Sewing a curved hem - two ways!
With the recent release of the Edith sewing pattern, which has a curved hem in two of the options (B and C), I thought I'd show you in a little more detail how to get that pesky curve to sit flat when hemming. I'm giving you two of the several methods that can be applied. These would work well and can be achieved on any regular sewing machine.
This is a simple, double-turned hem. Start with freshly pressed fabric and a trimmed edge.
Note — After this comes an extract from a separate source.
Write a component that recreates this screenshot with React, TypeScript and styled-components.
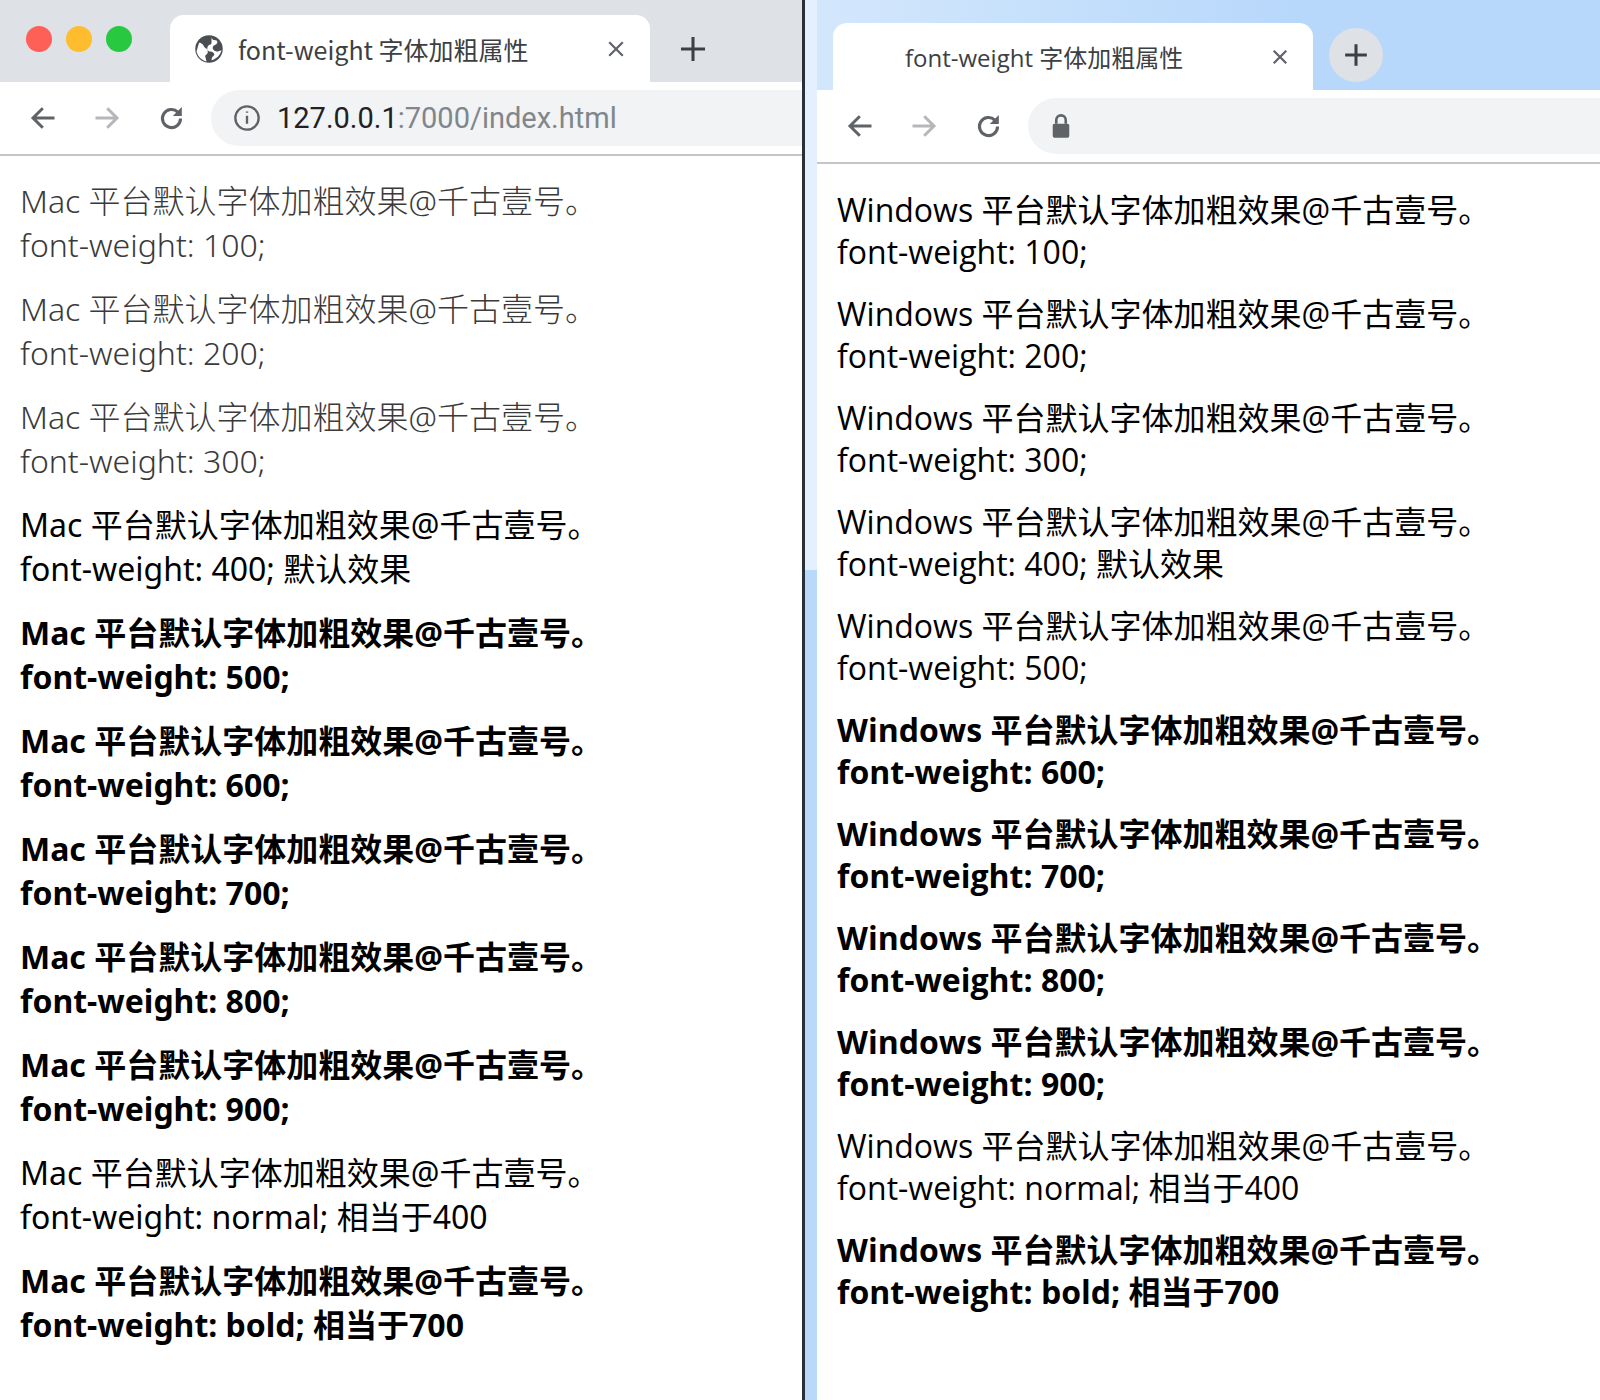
import React from 'react';
import styled, { createGlobalStyle } from 'styled-components';

const Global = createGlobalStyle`
  html, body { margin: 0; padding: 0; background: #fff; }
  body { font-family: "Noto Sans CJK SC", "Noto Sans", sans-serif; }
`;

const Screen = styled.div`
  display: flex;
  width: 1600px;
  height: 1400px;
  overflow: hidden;
`;

const MacWindow = styled.div`
  width: 802px;
  flex: none;
  display: flex;
  flex-direction: column;
  background: #fff;
`;

const Split = styled.div`
  width: 3px;
  flex: none;
  background: #2b2f36;
`;

const WinWindow = styled.div`
  flex: 1;
  display: flex;
  flex-direction: column;
  background: #fff;
  border-left: 12px solid #b9d9fb;
  position: relative;
  &::before {
    content: '';
    position: absolute;
    left: -12px;
    top: 0;
    width: 12px;
    height: 570px;
    background: #e4f0fd;
  }
`;

const TabStrip = styled.div<{ $win?: boolean }>`
  height: ${p => (p.$win ? 90 : 82)}px;
  flex: none;
  display: flex;
  align-items: flex-end;
  padding-left: ${p => (p.$win ? 16 : 0)}px;
  background: ${p => (p.$win ? 'linear-gradient(90deg, #d3e7fc 0%, #b8d8fb 60%)' : '#dee1e6')};
`;

const Lights = styled.div`
  display: flex;
  gap: 14px;
  padding: 0 38px 0 26px;
  align-self: center;
  margin-top: -4px;
`;

const Light = styled.span<{ $c: string }>`
  width: 26px;
  height: 26px;
  border-radius: 50%;
  background: ${p => p.$c};
`;

const Tab = styled.div<{ $win?: boolean }>`
  width: 480px;
  height: 67px;
  background: #fff;
  border-radius: 14px 14px 0 0;
  display: flex;
  align-items: center;
  padding: 0 22px 0 ${p => (p.$win ? 72 : 24)}px;
  box-sizing: border-box;
  gap: 14px;
`;

const TabTitle = styled.span<{ $win?: boolean }>`
  flex: 1;
  font-size: ${p => (p.$win ? 24 : 25)}px;
  color: #3c4043;
  font-family: ${p => (p.$win ? '"Open Sans", ' : '')}"Noto Sans CJK SC", sans-serif;
  white-space: nowrap;
`;

const NewTab = styled.div<{ $win?: boolean }>`
  width: 54px;
  height: 54px;
  margin: 0 0 ${p => (p.$win ? 8 : 6)}px 16px;
  border-radius: 50%;
  background: ${p => (p.$win ? '#dee1e6' : 'transparent')};
  display: flex;
  align-items: center;
  justify-content: center;
`;

const Toolbar = styled.div`
  height: 72px;
  flex: none;
  display: flex;
  align-items: center;
  gap: 34px;
  padding-left: 28px;
  border-bottom: 2px solid #c4c6c9;
`;

const Omnibox = styled.div`
  flex: 1;
  height: 56px;
  border-radius: 28px 0 0 28px;
  background: #f1f3f4;
  display: flex;
  align-items: center;
  gap: 16px;
  padding-left: 22px;
  margin-left: -10px;
`;

const Url = styled.span`
  font-size: 29px;
  color: #202124;
  font-family: "Roboto", "Noto Sans", sans-serif;
  span { color: #80868b; }
`;

const Content = styled.div<{ $win?: boolean }>`
  padding: ${p => (p.$win ? '25px 0 0 20px' : '23px 0 0 20px')};
  display: flex;
  flex-direction: column;
  gap: 20px;
`;

const Line = styled.p<{ $w: number; $win?: boolean }>`
  margin: 0;
  font-size: 32px;
  line-height: ${p => (p.$win ? 42 : 44)}px;
  font-weight: ${p => p.$w};
  color: ${p => (p.$w < 400 ? '#3a3a3a' : '#000')};
  font-family: ${p => (p.$win ? '"Open Sans", ' : '"Noto Sans", ')}"Noto Sans CJK SC", sans-serif;
  white-space: nowrap;
`;

const Ico = ({ d, c = '#5f6368', s = 30, w = 2.4 }: { d: string; c?: string; s?: number; w?: number }) => (
  <svg width={s} height={s} viewBox="0 0 24 24" fill="none" stroke={c} strokeWidth={w} strokeLinecap="square">
    <path d={d} />
  </svg>
);

const back = 'M20 12H5M11 5l-7 7 7 7';
const fwd = 'M4 12h15M13 5l7 7-7 7';

const Reload = () => (
  <svg width="31" height="31" viewBox="0 0 24 24" fill="none">
    <path d="M19 12a7 7 0 1 1-2.1-5" stroke="#5f6368" strokeWidth="2.4" />
    <path d="M20 3v7h-7z" fill="#5f6368" />
  </svg>
);

const Globe = () => (
  <svg width="30" height="30" viewBox="0 0 24 24">
    <circle cx="12" cy="12" r="11" fill="#4a4d52" />
    <path d="M4 7c2 0 3 1 4 3s3 1 3 4-2 2-2 4l1 4c-4-1-7-4-8-8zM14 2c0 2 1 3 3 3s2 2 1 3-3 1-3 3 2 3 4 3l3-1c-1 4-4 7-8 8 0-2 1-3 2-4s-1-3-3-3-3-2-2-4 3-1 3-3z" fill="#fff" />
  </svg>
);

const Info = () => (
  <svg width="28" height="28" viewBox="0 0 24 24" fill="none" stroke="#5f6368" strokeWidth="2">
    <circle cx="12" cy="12" r="10" />
    <path d="M12 10v7M12 6.5v1" />
  </svg>
);

const Lock = () => (
  <svg width="22" height="26" viewBox="0 0 18 22">
    <path d="M5 9V6a4 4 0 0 1 8 0v3" stroke="#5f6368" strokeWidth="2.2" fill="none" />
    <rect x="2" y="9" width="14" height="12" rx="1.5" fill="#5f6368" />
  </svg>
);

// [value, mac weight, windows weight]
const weights: [string, number, number][] = [
  ['100;', 300, 400],
  ['200;', 300, 400],
  ['300;', 300, 400],
  ['400; 默认效果', 400, 400],
  ['500;', 700, 400],
  ['600;', 700, 700],
  ['700;', 700, 700],
  ['800;', 700, 700],
  ['900;', 700, 700],
  ['normal; 相当于400', 400, 400],
  ['bold; 相当于700', 700, 700],
];

export default function App() {
  return (
    <>
      <Global />
      <Screen>
        <MacWindow>
          <TabStrip>
            <Lights>
              <Light $c="#fe5f57" />
              <Light $c="#febc2e" />
              <Light $c="#28c840" />
            </Lights>
            <Tab>
              <Globe />
              <TabTitle>font-weight 字体加粗属性</TabTitle>
              <Ico d="M6 6l12 12M18 6L6 18" s={24} w={2.2} />
            </Tab>
            <NewTab><Ico d="M12 3v18M3 12h18" c="#3c4043" s={28} w={2.6} /></NewTab>
          </TabStrip>
          <Toolbar>
            <Ico d={back} />
            <Ico d={fwd} c="#b5b7ba" />
            <Reload />
            <Omnibox>
              <Info />
              <Url>127.0.0.1<span>:7000/index.html</span></Url>
            </Omnibox>
          </Toolbar>
          <Content>
            {weights.map(([v, mac]) => (
              <div key={v}>
                <Line $w={mac}>Mac 平台默认字体加粗效果@千古壹号。</Line>
                <Line $w={mac}>font-weight: {v}</Line>
              </div>
            ))}
          </Content>
        </MacWindow>
        <Split />
        <WinWindow>
          <TabStrip $win>
            <Tab $win>
              <TabTitle $win>font-weight 字体加粗属性</TabTitle>
              <Ico d="M6 6l12 12M18 6L6 18" s={22} w={2.4} />
            </Tab>
            <NewTab $win><Ico d="M12 4v16M4 12h16" c="#3c4043" s={28} w={2.6} /></NewTab>
          </TabStrip>
          <Toolbar>
            <Ico d={back} />
            <Ico d={fwd} c="#b5b7ba" />
            <Reload />
            <Omnibox><Lock /></Omnibox>
          </Toolbar>
          <Content $win>
            {weights.map(([v, , win]) => (
              <div key={v}>
                <Line $win $w={win}>Windows 平台默认字体加粗效果@千古壹号。</Line>
                <Line $win $w={win}>font-weight: {v}</Line>
              </div>
            ))}
          </Content>
        </WinWindow>
      </Screen>
    </>
  );
}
The iron is your sewing friend here!
Sew a gathering stitch 6mm (1/4") away from the raw edge of the fabric, do not backstitch and leave the threads long on both ends.
Pull on one of the threads to slightly gather the edge of the fabric around the curves.
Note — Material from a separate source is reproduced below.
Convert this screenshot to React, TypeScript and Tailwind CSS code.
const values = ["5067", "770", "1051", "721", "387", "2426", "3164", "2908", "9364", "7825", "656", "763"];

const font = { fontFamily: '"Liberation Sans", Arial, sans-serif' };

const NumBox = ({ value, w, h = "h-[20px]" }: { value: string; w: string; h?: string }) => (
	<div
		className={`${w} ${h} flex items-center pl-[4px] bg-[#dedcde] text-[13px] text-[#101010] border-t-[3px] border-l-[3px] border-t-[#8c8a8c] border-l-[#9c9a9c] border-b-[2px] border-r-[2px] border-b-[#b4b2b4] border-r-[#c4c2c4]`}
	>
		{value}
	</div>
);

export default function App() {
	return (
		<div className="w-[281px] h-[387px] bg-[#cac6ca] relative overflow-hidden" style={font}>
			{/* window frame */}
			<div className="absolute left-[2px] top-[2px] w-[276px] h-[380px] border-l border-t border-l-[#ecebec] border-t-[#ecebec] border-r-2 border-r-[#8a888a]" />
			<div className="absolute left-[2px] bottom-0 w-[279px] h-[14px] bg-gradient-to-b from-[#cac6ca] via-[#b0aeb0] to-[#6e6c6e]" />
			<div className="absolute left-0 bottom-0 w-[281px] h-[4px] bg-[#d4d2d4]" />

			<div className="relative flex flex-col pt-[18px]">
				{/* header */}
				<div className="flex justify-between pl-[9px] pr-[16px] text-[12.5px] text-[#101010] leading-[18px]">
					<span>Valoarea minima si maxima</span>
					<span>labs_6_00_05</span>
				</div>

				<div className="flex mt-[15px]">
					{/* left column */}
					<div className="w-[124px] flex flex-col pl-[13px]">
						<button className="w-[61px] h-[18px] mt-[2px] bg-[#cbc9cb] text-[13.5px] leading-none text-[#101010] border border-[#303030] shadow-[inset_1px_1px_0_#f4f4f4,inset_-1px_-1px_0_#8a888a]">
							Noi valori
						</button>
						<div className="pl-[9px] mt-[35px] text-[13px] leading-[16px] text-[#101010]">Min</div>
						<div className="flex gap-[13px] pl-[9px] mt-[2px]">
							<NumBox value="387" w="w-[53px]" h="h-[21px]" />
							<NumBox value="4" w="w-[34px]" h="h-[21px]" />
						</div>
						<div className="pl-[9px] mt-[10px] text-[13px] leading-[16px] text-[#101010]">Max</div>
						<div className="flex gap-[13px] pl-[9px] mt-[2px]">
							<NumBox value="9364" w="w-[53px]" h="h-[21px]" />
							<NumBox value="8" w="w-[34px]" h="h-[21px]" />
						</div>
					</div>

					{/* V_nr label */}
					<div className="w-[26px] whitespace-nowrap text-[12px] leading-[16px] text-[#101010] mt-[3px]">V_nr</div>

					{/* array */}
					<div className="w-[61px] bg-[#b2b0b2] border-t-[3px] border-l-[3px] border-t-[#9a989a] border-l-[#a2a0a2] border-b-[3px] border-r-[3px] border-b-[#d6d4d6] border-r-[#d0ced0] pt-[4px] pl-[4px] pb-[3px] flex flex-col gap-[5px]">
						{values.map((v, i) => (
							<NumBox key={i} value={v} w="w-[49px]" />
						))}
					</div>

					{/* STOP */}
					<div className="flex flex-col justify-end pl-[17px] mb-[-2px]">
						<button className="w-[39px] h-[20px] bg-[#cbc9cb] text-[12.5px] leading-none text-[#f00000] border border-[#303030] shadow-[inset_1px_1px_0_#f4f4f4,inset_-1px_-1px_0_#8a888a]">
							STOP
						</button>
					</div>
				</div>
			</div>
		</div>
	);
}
Use the gathering stitch line as a guide for turning 6mm (1/4") of the raw edge towards the wrong side of the fabric. You can either do this on an ironing board and press with an iron or if it's easy to crease your fabric, you can just fingerpress as you turn, like I'm doing here.
Turn another 1cm (3/8") and fingerpress again or use an iron.
Pin generously in place.
Stitch close to the first folded edge with a regular straight stitch. Do not stretch the fabric while sewing. You can remove the gathering threads if you like, but if they're not visible and bothering you, it is not necessary.
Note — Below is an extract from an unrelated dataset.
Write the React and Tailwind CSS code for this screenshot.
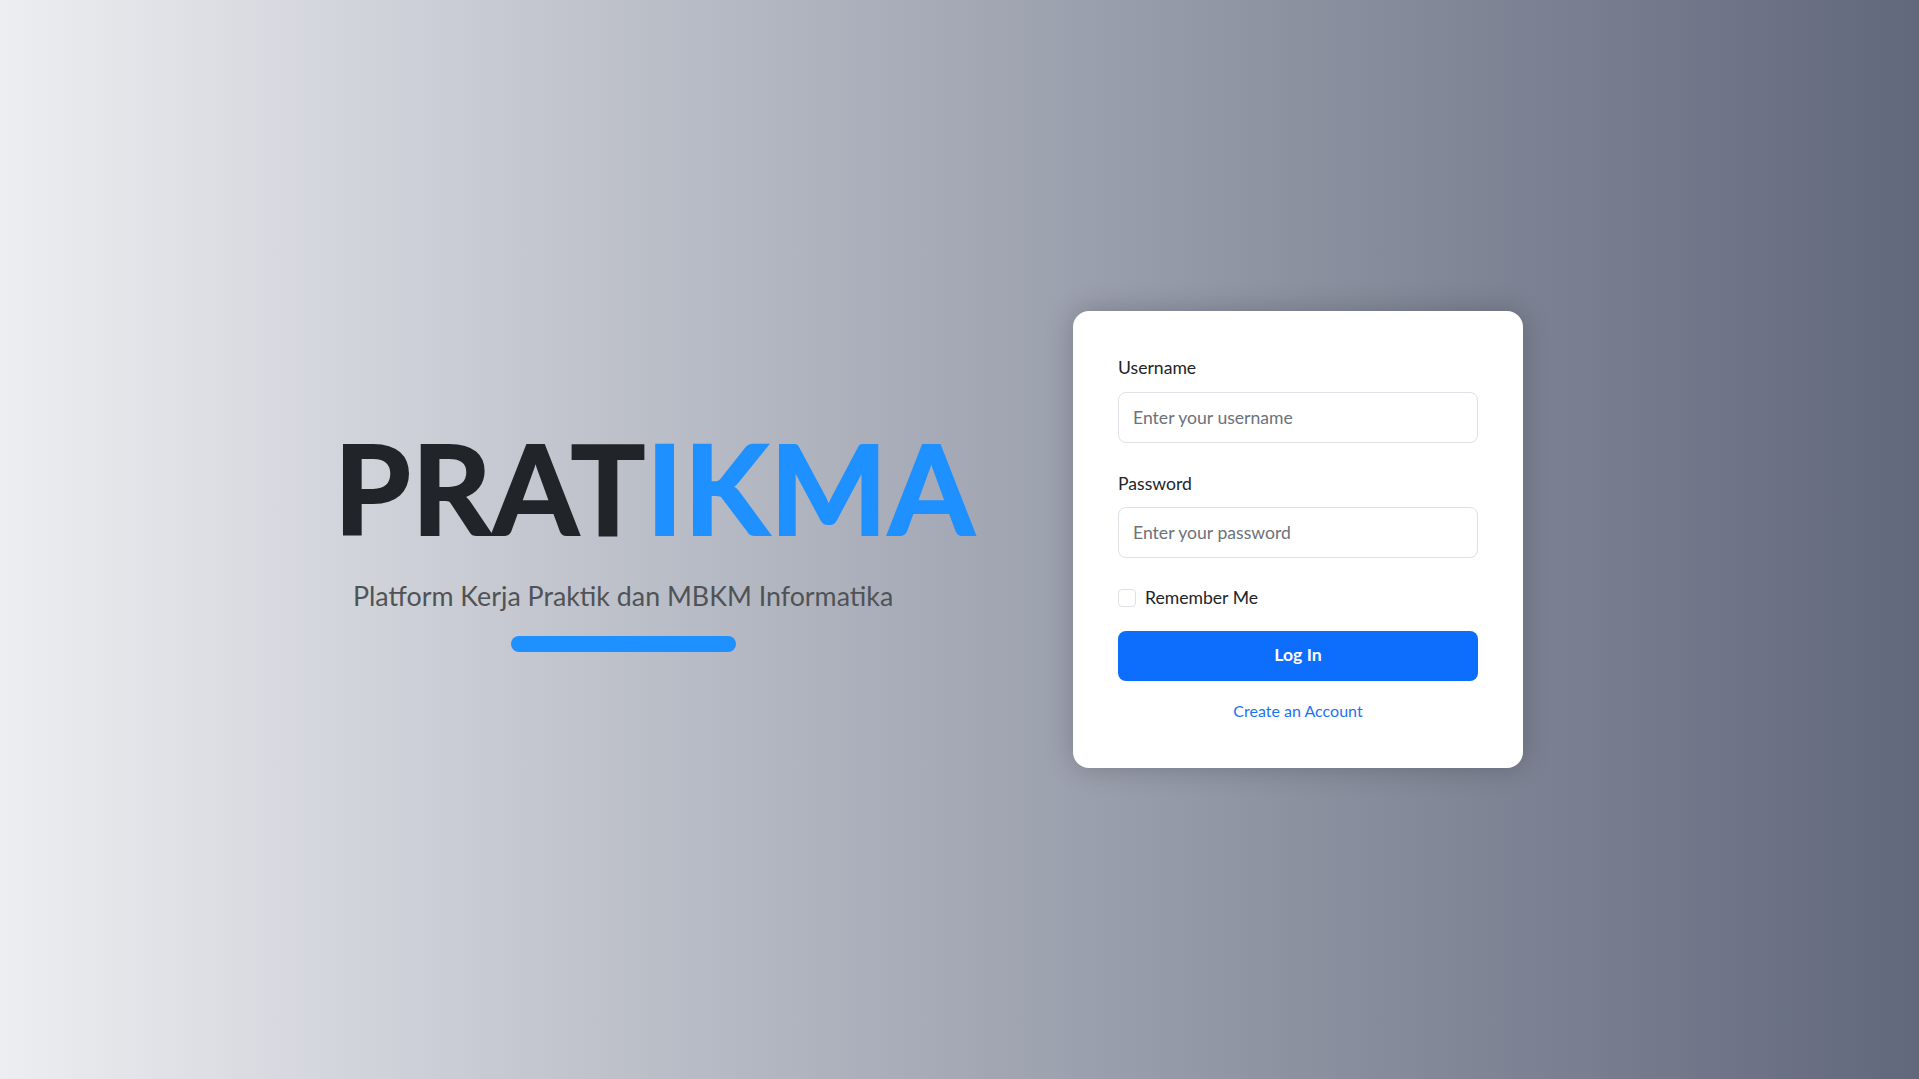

Give it a good final press with an iron and admire your work.
You can also use double-fold bias binding as facing to finish a curved hem. This can be store bought (about 1.25cm, 1/2" wide) or made by you. If you make it, it is important that the strips of fabric are cut on the bias (diagonally) and not on the straight grain of the fabric, so the binding can stretch and curve to match the hemline.
Stretch one side of the bias binding while pressing with an iron, forming a gentle curve to match that of the hem.
Use steam on your iron if necessary.
Place along the edge of the fabric, right sides together, matching the curve.
Open the folded edge of the bias binding and pin to the fabric. Stretch the binding a little as you do this, but just enough to keep the other folded edge flat.
Follow the crease line of the binding to sew with a regular straight stitch.
Turn and press the whole bias binding to the wrong side of the fabric.
Pin generously in place.
Sew close to the inner edge of the bias binding with a regular straight stitch. (You can also use an invisible stitch by hand). This is what the wrong side of the hem will look like...
...and this is what the right side of the hem will look like. This method is really lovely and neat looking and can be used to sneakily incorporate fun colours or prints into a garment.
Although, as you can see from this sample, it's important to think about the colour of the binding you are using and how it will look from the right side once sewn. If your main fabric is a little light and sheer, a contrasting bias binding will show.
I hope you will find this post useful when sewing the curved hem on Edith or any other curved hem at all.